Materialien 1970
Die guten Menschen in der Kunst
Die guten Menschen in der Kunst: das sind die Engagierten. Sie engagieren sich vornehmlich mit der Darstellung von getöteten Kindern, weinenden Müttern, Friedenstauben und Friedensengeln. Das heißt: der Friede wird von weißen Tauben oder Engeln gemacht. Das heißt: Leiden, Tod und Krieg sind schrecklich. Man erfährt nichts über folgende Fragen. Wer tut wem Böses an?
Warum tut wer wem Böses an?
Welche Geschichte geht der Tat voraus?
Was ist die konkrete Meinung des Malers dazu?
Aber der Taubenspezialist kann und will diese Fragen gar nicht beantworten. Sein Engagement am Guten oder Bösen bricht sofort zusammen und wird unbrauchbar, sobald der kleinste konkrete oder reale Bezug zum wirklichen Geschehen verlangt wird. Jetzt müsste der Engagierte Partei ergreifen. Er müsste nach Ort und Zeit sich für oder gegen andere Menschen entscheiden. Um Gotteswillen nein! Der Engagierte möchte seine Unschuld, seine Weisheit über der Welt zu stehen, keineswegs verlieren. Er bewertet nur die Tätigkeiten anderer mit Noten: böse oder unmenschlich. Selbst will der Engagierte nicht handeln, denn er könnte etwas Falsches tun. Praxis ist immer schmutzig, Malen ist immer sauber. (Es müssen ja nicht gerade Plakate sein!) Unser Taubenfreund ist also exakt der idealistischen Philosophie verhaftet.
Das alles, so wie auch diese Philosophie, funktioniert aber nur mit einem geographischen Sicherheitsabstand von einigen 1.000 Kilometern.
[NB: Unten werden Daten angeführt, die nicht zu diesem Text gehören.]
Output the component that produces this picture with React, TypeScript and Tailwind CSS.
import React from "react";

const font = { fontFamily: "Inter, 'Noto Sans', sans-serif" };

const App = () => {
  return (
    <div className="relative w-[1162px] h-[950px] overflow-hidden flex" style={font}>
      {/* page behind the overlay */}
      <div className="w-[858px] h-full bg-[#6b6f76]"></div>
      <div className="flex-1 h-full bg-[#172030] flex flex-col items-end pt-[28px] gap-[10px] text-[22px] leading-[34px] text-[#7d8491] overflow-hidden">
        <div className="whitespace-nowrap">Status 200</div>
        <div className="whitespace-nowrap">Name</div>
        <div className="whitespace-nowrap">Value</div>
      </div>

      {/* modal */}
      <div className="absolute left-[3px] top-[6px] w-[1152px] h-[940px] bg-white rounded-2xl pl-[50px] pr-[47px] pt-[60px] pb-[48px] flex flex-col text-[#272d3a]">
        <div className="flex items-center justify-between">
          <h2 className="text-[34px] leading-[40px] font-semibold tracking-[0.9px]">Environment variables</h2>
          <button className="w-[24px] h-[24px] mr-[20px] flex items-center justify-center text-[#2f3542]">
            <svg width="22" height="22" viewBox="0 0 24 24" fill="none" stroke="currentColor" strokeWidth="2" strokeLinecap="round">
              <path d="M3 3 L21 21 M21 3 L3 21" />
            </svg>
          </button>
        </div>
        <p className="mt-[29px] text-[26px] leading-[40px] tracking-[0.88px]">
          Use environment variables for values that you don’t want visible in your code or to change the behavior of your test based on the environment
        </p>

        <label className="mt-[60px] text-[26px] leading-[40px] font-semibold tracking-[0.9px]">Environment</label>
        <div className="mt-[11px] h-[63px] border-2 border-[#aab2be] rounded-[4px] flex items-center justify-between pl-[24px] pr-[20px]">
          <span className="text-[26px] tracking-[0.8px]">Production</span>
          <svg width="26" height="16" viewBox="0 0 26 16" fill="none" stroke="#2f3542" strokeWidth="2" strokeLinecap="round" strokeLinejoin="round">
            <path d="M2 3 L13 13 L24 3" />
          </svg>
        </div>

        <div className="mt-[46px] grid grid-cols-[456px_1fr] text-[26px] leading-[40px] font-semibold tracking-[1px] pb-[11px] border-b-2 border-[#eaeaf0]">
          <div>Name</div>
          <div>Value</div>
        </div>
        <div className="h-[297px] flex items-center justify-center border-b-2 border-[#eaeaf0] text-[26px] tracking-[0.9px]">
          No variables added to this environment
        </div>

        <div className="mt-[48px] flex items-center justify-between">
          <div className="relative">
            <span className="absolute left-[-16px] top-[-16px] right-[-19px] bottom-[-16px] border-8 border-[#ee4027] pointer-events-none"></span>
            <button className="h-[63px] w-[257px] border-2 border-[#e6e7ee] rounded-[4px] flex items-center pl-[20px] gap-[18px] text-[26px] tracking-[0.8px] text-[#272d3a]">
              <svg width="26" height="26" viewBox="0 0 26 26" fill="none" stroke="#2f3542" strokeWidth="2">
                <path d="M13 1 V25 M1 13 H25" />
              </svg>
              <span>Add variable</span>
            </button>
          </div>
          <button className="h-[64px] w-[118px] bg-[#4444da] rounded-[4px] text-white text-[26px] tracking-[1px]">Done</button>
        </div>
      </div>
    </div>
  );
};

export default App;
Tausend Kilometer Abstand zum Tatort. Wenn man nämlich selbst verwickelt wird in die Dinge, wird man Partei ergreifen, oder man wird ergriffen. Ein simples Beispiel:
Jeder ergreift täglich für seine Familie Partei, für Frau und Kinder. Die Angehörigen sind aber auch nicht die „Guten“. Man hat eine Interessengemeinschaft, Solidarität und Zuneigung begründet und man tritt für den anderen ein, ergreift Partei. Da ist auch der Engagierte parteilich. Da fehlen auch die 1.000 Kilometer.
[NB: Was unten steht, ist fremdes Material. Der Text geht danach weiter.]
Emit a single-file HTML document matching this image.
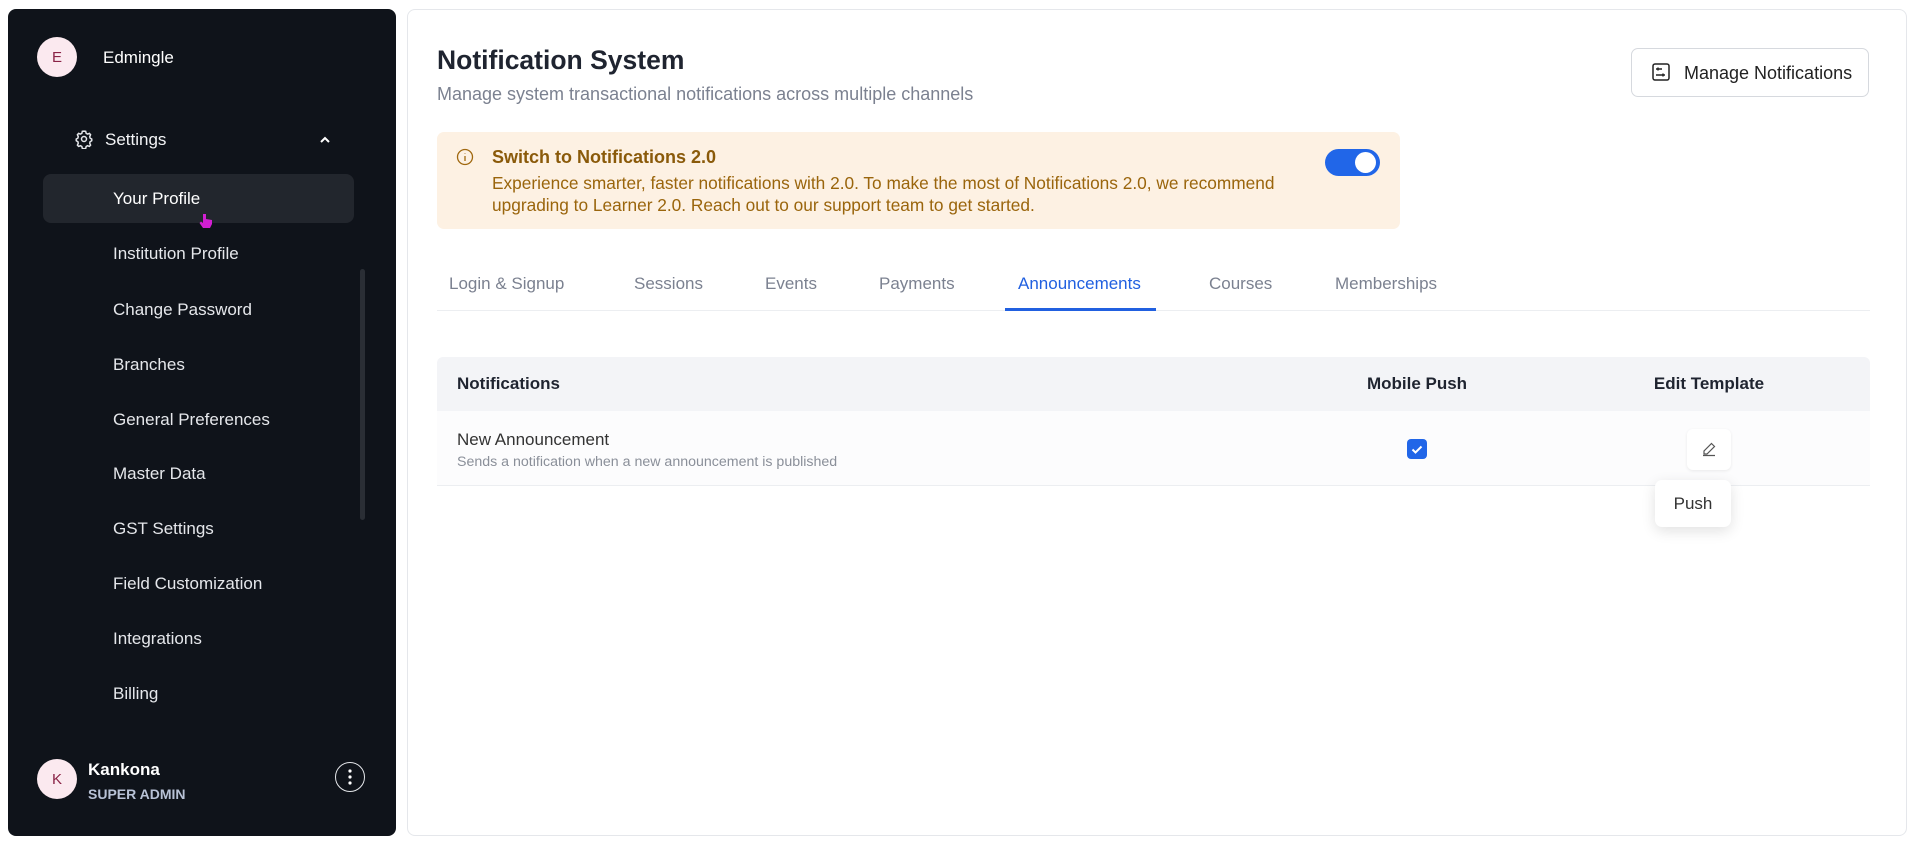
<!DOCTYPE html>
<html><head><meta charset="utf-8"><style>
*{box-sizing:border-box;margin:0;padding:0}
body{width:1920px;height:846px;background:#fff;font-family:"Liberation Sans",sans-serif;position:relative;overflow:hidden}
.sb{position:absolute;left:8px;top:9px;width:388px;height:827px;background:#0f131a;border-radius:8px;color:#f3f4f6}
.av{position:absolute;width:40px;height:40px;border-radius:50%;background:#fbe9ef;color:#8a2346;font-size:15px;display:flex;align-items:center;justify-content:center}
.mi{position:absolute;left:105px;font-size:17px;color:#e5e7eb}
.main{position:absolute;left:407px;top:9px;width:1500px;height:827px;border:1px solid #e5e7eb;border-radius:8px}
.a{position:absolute}
.tab{position:absolute;top:274px;font-size:17px;color:#7b8190}
</style></head><body>
<div class="sb">
 <div class="av" style="left:29px;top:28px">E</div>
 <div class="a" style="left:95px;top:39px;font-size:17px;color:#fff">Edmingle</div>
 <svg class="a" style="left:66px;top:120px" width="20" height="20" viewBox="0 0 24 24" fill="none" stroke="#e5e7eb" stroke-width="1.8"><circle cx="12" cy="12" r="3"/><path d="M12 2.5l2 .3.6 2.4 1.6.9 2.3-.8 1.4 1.6-1 2.2.4 1.8 2 1.2v2l-2 1.2-.4 1.8 1 2.2-1.4 1.6-2.3-.8-1.6.9-.6 2.4-2 .3-2-.3-.6-2.4-1.6-.9-2.3.8-1.4-1.6 1-2.2-.4-1.8-2-1.2v-2l2-1.2.4-1.8-1-2.2 1.4-1.6 2.3.8 1.6-.9.6-2.4z"/></svg>
 <div class="a" style="left:97px;top:121px;font-size:17px;color:#f3f4f6">Settings</div>
 <svg class="a" style="left:310px;top:125px" width="14" height="12" viewBox="0 0 14 12"><path d="M3 8l4-4 4 4" stroke="#fff" stroke-width="2" fill="none"/></svg>
 <div class="a" style="left:35px;top:165px;width:311px;height:49px;background:#22262d;border-radius:8px"></div>
 <div class="a" style="left:352px;top:260px;width:5px;height:251px;background:#2a2e35;border-radius:3px"></div>
 <div class="mi" style="left:105px;top:180px;color:#fff">Your Profile</div>
 <div class="mi" style="top:235px">Institution Profile</div>
 <div class="mi" style="top:291px">Change Password</div>
 <div class="mi" style="top:346px">Branches</div>
 <div class="mi" style="top:401px">General Preferences</div>
 <div class="mi" style="top:455px">Master Data</div>
 <div class="mi" style="top:510px">GST Settings</div>
 <div class="mi" style="top:565px">Field Customization</div>
 <div class="mi" style="top:620px">Integrations</div>
 <div class="mi" style="top:675px">Billing</div>
 <div class="av" style="left:29px;top:750px">K</div>
 <div class="a" style="left:80px;top:751px;font-size:17px;font-weight:bold;color:#fff">Kankona</div>
 <div class="a" style="left:80px;top:777px;font-size:14px;font-weight:bold;color:#b8c2d6">SUPER ADMIN</div>
 <div class="a" style="left:327px;top:753px;width:30px;height:30px;border:1.5px solid #e5e7eb;border-radius:50%"></div>
 <svg class="a" style="left:327px;top:753px" width="30" height="30"><circle cx="15" cy="9" r="1.6" fill="#fff"/><circle cx="15" cy="15" r="1.6" fill="#fff"/><circle cx="15" cy="21" r="1.6" fill="#fff"/></svg>
</div>
<div class="main"></div>
<div class="a" style="left:437px;top:45px;font-size:26.5px;font-weight:bold;color:#1f2430">Notification System</div>
<div class="a" style="left:437px;top:84px;font-size:18px;color:#7b8190">Manage system transactional notifications across multiple channels</div>
<div class="a" style="left:1631px;top:48px;width:238px;height:49px;border:1px solid #d6d9de;border-radius:7px"></div>
<svg class="a" style="left:1651px;top:62px" width="20" height="20" viewBox="0 0 20 20" fill="none" stroke="#222" stroke-width="1.5"><rect x="2" y="2" width="16" height="16" rx="2"/><path d="M5 7h6M5 13h9M7 5.5v3M12 11.5v3"/></svg>
<div class="a" style="left:1684px;top:63px;font-size:18px;color:#222">Manage Notifications</div>
<div class="a" style="left:437px;top:132px;width:963px;height:97px;background:#fdf1e3;border-radius:7px"></div>
<svg class="a" style="left:456px;top:148px" width="18" height="18" viewBox="0 0 18 18" fill="none" stroke="#a0680f" stroke-width="1.3"><circle cx="9" cy="9" r="7.5"/><path d="M9 8v5M9 5.2v.6"/></svg>
<div class="a" style="left:492px;top:147px;font-size:18px;font-weight:bold;color:#8a5a0a">Switch to Notifications 2.0</div>
<div class="a" style="left:492px;top:172px;font-size:17.3px;line-height:22px;color:#9a650c">Experience smarter, faster notifications with 2.0. To make the most of Notifications 2.0, we recommend<br>upgrading to Learner 2.0. Reach out to our support team to get started.</div>
<div class="a" style="left:1325px;top:149px;width:55px;height:27px;background:#2166e8;border-radius:14px"><div class="a" style="left:30px;top:3px;width:21px;height:21px;background:#fff;border-radius:50%"></div></div>
<div class="tab" style="left:449px">Login &amp; Signup</div>
<div class="tab" style="left:634px">Sessions</div>
<div class="tab" style="left:765px">Events</div>
<div class="tab" style="left:879px">Payments</div>
<div class="tab" style="left:1018px;color:#2160e0">Announcements</div>
<div class="tab" style="left:1209px">Courses</div>
<div class="tab" style="left:1335px">Memberships</div>
<div class="a" style="left:437px;top:310px;width:1433px;height:1px;background:#eceef1"></div>
<div class="a" style="left:1005px;top:308px;width:151px;height:3px;background:#2160e0"></div>
<div class="a" style="left:437px;top:357px;width:1433px;height:54px;background:#f3f4f7;border-radius:6px 6px 0 0"></div>
<div class="a" style="left:457px;top:374px;font-size:17px;font-weight:bold;color:#1f2430">Notifications</div>
<div class="a" style="left:1317px;width:200px;text-align:center;top:374px;font-size:17px;font-weight:bold;color:#1f2430">Mobile Push</div>
<div class="a" style="left:1609px;width:200px;text-align:center;top:374px;font-size:17px;font-weight:bold;color:#1f2430">Edit Template</div>
<div class="a" style="left:437px;top:411px;width:1433px;height:75px;background:#fcfcfd;border-bottom:1px solid #eceef1"></div>
<div class="a" style="left:457px;top:430px;font-size:17px;color:#333">New Announcement</div>
<div class="a" style="left:457px;top:454px;font-size:14.2px;color:#8a8f99">Sends a notification when a new announcement is published</div>
<div class="a" style="left:1407px;top:439px;width:20px;height:20px;background:#2166e8;border-radius:4px"></div>
<svg class="a" style="left:1407px;top:439px" width="20" height="20"><path d="M5.5 10.5l3 3 6-6" stroke="#fff" stroke-width="2" fill="none"/></svg>
<div class="a" style="left:1687px;top:429px;width:44px;height:41px;background:#fff;border-radius:6px;box-shadow:0 1px 3px rgba(0,0,0,.08)"></div>
<svg class="a" style="left:1701px;top:441px" width="16" height="16" viewBox="0 0 16 16" fill="none" stroke="#555" stroke-width="1.2"><path d="M10.5 2.5l3 3-7.5 7.5H3v-3zM2 14.5h12"/></svg>
<div class="a" style="left:1655px;top:480px;width:76px;height:47px;background:#fff;border-radius:7px;box-shadow:0 4px 14px rgba(0,0,0,.12);font-size:17px;color:#333;text-align:center;line-height:47px">Push</div>
<svg class="a" style="left:198px;top:212px" width="16" height="20" viewBox="0 0 16 20"><path d="M5 2v9l-2-1.5L1.5 11 5 16h7l2-4v-4l-6-1V2z" fill="#d21fd2"/></svg>
</body></html>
Es gibt aber auch noch einen anderen Abstand. Das ist der künstliche. Das ist der zwischen Elfenbeinturm und Wirklichkeit. Von den Engagierten sitzt auch mancher noch in diesem Turm, eingehüllt in eine warme Sauberkeit.
Aber der Engagierte, der sich da raushalten will, der wird objektiv immer ergriffen. Ein Beispiel.
Ein guter und engagierter Maler konnte sich nicht entschließen, eine DDR-Anerkennungsforderung mit zu unterzeichnen. Er motivierte das mit Menschlichkeit, die stets über dem Politischen zu stehen habe. Was heißt das aber objektiv: Mit dieser Entscheidung ergreift er in dieser spezifischen Situation die Partei der herrschenden Kräfte der Bundesrepublik. Mehr wollen die ja nicht, als dass der einzelne sich im richtigen Augenblick zumindestens objektiv für sie entscheidet.
Marxseidank ist aber auch der umgekehrte Fall möglich: Vom gleichen Maler gibt es ein engagiertes Vietnambild, das nur Trauer über den Tod aufzeigt. Aber im Bündnis mit einer politischen Ausstellung erhielt dieses Bild seinen parteilichen Stellenwert.
Diese Polemik möchte folgendes aufzeigen: Engagement, solange es nur abstrakte Begriffe wie Schmerz, Trauer oder Tod beschreibt, vermag wenig. Es kann in der Wirklichkeit beliebig benützt und missbraucht werden. Aber es ist ein erster Schritt, wenn ein Künstler, der in der idealistischen Philosophie wurzelt, seinen Aufschrei über die böse Welt formuliert. Man wird ihn in die Dinge verwickeln. Vielleicht sieht er ein, zu wem er gehört. Dann sollte er Partei ergreifen.
Guido Zingerl
tendenzen. Zeitschrift für engagierte Kunst 66 vom Mai/Juni 1970, 74.